**Task requirements:**
For this exercise, output only the lines between the "Output the component" line and the "import React from 'react';" line, both of them included, and skip all pictures.

**Rows:**
* Start *

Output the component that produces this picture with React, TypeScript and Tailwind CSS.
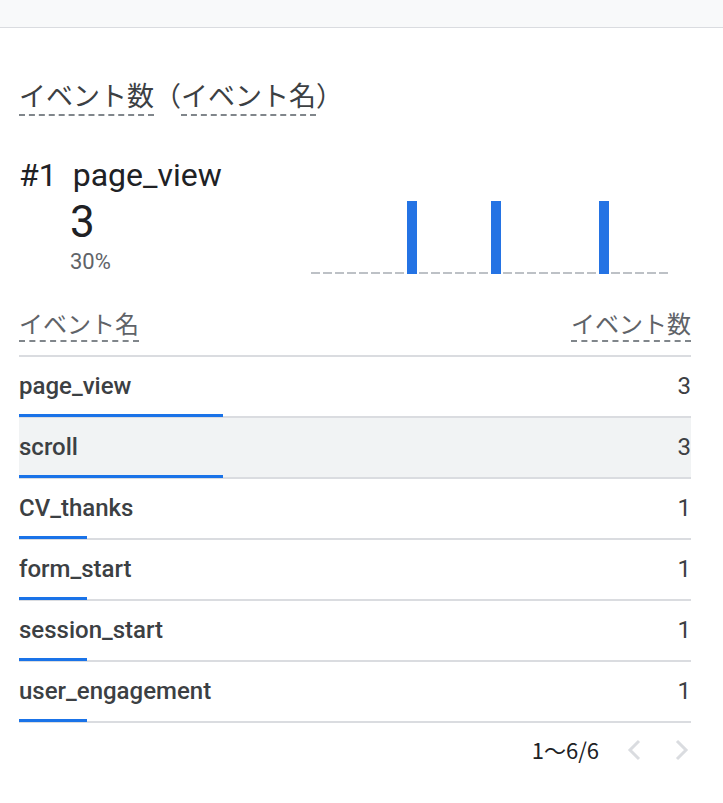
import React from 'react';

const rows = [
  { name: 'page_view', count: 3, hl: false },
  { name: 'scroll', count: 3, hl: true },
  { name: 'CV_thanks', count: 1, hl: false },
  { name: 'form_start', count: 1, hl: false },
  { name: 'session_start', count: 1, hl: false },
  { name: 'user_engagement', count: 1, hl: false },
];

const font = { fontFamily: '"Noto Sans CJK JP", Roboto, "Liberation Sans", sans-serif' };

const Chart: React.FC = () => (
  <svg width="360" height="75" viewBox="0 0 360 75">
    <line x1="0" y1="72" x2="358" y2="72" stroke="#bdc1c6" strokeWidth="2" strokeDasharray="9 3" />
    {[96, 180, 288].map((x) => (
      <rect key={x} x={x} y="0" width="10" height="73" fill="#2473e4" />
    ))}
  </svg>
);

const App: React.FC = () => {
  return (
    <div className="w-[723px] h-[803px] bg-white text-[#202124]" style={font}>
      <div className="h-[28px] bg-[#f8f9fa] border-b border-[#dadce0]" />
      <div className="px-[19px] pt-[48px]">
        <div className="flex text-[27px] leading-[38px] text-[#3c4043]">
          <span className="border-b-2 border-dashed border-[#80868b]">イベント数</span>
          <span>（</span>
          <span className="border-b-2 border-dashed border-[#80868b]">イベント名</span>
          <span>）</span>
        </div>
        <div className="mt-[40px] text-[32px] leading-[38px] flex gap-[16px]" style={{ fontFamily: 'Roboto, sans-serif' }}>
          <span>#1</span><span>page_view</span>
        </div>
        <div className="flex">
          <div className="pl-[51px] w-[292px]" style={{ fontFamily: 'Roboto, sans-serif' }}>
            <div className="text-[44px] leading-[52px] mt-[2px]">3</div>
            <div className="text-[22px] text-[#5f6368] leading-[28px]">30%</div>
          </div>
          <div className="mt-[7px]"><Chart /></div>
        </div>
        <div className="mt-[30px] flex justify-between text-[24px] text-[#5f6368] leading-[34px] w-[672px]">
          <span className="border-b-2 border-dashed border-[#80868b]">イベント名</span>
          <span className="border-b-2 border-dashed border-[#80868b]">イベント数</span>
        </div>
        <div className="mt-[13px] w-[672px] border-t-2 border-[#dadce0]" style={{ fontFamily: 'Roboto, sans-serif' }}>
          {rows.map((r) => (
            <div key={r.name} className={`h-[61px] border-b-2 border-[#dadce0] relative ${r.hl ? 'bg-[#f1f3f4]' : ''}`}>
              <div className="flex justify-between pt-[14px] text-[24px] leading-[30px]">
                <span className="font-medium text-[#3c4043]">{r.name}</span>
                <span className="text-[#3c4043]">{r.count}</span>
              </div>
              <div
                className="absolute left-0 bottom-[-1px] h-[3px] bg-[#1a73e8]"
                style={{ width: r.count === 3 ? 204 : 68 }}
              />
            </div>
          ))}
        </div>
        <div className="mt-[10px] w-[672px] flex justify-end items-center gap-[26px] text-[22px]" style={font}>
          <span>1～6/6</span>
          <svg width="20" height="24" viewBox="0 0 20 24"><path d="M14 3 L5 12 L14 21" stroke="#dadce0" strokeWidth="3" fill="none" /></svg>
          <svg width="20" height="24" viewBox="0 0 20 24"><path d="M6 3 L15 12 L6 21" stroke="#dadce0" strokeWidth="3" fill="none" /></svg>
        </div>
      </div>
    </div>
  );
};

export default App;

* End *
* Start *

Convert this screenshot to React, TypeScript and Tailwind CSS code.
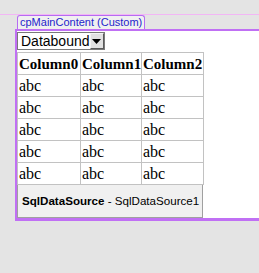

* End *
* Start *

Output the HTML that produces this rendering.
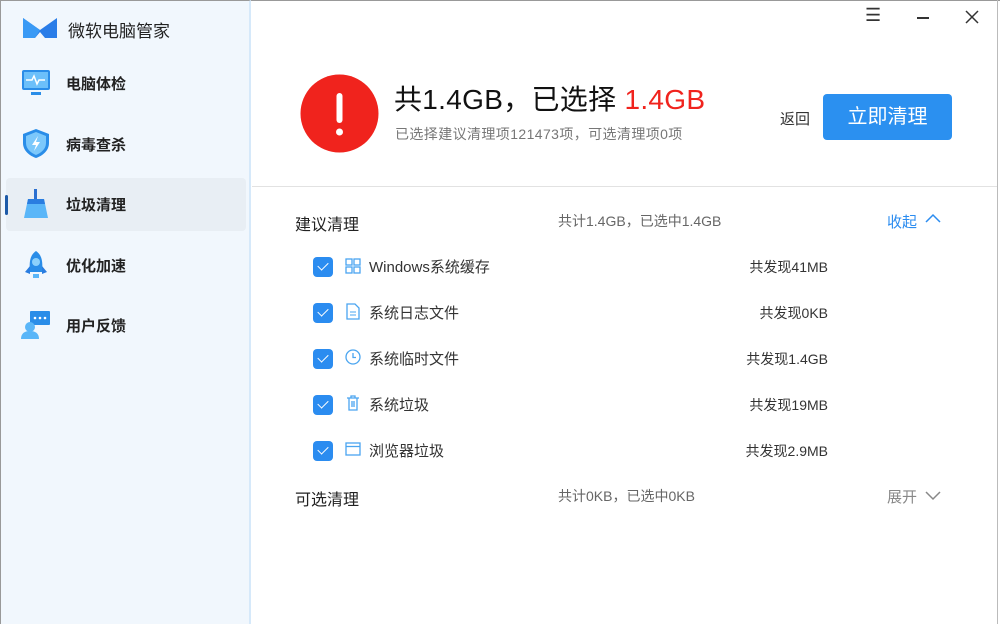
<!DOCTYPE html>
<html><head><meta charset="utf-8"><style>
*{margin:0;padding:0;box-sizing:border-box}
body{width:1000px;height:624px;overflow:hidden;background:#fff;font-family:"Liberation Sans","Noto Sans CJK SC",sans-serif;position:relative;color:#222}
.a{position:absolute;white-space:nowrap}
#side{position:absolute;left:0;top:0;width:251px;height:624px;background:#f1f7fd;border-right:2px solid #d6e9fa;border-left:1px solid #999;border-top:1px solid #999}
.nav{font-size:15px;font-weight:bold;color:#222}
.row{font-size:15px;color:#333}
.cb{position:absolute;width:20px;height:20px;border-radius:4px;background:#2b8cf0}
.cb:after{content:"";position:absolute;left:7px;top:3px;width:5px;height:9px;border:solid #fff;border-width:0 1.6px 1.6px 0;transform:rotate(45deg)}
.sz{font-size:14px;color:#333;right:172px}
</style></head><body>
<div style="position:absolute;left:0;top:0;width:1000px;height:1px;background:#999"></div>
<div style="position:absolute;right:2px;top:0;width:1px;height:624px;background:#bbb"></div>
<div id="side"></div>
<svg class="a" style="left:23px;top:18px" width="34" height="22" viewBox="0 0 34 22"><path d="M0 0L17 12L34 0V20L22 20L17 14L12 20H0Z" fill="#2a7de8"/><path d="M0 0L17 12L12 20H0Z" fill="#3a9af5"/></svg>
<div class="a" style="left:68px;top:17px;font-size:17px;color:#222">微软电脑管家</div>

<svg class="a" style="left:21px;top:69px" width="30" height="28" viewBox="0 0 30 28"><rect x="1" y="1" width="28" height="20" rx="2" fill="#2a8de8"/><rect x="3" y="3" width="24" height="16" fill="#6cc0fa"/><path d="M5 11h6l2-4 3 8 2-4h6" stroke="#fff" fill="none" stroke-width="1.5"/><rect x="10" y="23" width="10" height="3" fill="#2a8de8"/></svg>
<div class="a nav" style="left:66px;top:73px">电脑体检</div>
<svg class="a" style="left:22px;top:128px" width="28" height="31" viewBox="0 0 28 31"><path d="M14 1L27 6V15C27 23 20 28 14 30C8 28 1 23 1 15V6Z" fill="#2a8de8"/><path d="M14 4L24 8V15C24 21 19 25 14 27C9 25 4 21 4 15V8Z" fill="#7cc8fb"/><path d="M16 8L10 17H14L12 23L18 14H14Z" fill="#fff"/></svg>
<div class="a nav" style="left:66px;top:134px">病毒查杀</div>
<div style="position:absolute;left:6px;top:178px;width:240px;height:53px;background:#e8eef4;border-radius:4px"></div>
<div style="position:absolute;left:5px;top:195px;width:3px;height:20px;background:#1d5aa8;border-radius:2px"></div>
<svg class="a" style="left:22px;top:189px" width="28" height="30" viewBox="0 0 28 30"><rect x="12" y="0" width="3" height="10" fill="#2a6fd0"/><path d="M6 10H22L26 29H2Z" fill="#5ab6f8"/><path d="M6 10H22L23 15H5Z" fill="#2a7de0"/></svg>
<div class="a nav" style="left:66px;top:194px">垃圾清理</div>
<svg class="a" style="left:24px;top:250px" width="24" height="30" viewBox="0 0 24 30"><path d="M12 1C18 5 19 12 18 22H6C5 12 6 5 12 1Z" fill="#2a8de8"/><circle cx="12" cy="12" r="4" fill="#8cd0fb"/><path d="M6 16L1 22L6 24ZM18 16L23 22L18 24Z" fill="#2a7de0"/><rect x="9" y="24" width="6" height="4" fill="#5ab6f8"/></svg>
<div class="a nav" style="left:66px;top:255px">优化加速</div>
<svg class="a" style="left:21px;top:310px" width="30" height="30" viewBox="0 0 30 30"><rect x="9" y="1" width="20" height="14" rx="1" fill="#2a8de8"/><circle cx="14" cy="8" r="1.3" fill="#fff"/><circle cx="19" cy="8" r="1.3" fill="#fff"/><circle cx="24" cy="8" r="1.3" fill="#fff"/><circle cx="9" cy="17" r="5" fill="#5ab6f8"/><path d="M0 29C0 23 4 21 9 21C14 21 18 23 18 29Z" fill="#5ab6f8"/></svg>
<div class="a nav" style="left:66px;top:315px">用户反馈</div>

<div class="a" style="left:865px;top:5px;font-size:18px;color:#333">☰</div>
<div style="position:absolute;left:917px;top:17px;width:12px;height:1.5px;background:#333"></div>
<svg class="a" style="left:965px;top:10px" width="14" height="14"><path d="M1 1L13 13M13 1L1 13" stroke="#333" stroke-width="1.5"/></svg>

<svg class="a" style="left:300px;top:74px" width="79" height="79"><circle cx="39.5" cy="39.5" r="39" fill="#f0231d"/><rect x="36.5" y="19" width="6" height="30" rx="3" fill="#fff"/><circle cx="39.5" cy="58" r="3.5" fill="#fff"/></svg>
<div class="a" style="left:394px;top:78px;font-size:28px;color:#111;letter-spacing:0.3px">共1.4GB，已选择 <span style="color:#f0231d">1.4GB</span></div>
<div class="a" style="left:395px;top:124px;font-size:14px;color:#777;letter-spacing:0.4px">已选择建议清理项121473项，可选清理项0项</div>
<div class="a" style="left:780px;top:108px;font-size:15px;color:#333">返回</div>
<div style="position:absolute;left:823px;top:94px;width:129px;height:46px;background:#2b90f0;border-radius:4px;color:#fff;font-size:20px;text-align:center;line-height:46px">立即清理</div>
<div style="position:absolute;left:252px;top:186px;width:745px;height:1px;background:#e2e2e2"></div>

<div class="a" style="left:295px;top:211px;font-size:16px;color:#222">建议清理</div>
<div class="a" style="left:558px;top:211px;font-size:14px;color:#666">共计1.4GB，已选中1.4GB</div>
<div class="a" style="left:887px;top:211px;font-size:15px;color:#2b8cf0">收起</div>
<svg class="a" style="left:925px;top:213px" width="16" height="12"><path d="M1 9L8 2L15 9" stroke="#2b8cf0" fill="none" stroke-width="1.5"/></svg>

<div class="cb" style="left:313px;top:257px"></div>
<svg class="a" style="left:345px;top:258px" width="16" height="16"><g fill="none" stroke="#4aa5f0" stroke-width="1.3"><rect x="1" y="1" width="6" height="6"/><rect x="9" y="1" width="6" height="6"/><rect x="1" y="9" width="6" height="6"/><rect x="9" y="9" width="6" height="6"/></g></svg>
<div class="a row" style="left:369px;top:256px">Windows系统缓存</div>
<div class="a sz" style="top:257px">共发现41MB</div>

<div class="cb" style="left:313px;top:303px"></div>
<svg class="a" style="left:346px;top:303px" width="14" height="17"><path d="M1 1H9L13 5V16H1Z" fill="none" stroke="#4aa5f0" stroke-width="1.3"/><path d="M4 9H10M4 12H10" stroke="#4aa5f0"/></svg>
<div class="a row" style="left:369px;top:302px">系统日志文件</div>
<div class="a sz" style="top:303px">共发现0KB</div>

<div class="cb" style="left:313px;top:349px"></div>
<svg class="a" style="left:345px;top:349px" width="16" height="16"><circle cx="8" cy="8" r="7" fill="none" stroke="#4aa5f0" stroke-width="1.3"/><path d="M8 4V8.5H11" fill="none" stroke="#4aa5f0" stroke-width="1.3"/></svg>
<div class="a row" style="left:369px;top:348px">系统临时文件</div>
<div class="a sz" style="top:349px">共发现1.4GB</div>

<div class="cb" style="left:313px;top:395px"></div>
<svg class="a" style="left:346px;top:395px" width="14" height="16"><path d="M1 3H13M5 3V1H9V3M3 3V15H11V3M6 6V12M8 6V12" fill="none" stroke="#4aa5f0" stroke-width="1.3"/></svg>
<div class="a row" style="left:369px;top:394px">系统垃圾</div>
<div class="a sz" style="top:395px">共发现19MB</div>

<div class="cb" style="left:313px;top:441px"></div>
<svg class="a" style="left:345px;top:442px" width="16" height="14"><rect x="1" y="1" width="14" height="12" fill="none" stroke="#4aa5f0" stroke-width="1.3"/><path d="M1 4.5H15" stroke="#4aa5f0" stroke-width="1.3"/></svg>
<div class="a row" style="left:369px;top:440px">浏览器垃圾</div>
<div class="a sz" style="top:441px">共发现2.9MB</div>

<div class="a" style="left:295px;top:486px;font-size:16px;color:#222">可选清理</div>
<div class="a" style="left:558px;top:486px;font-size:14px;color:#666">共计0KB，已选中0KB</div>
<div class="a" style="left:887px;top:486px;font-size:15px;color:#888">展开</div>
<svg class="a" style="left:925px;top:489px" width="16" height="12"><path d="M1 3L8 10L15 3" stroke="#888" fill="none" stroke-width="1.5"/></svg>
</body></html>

* End *

**Reply to the task:**
Output the component that produces this picture with React, TypeScript and Tailwind CSS.
import React from 'react';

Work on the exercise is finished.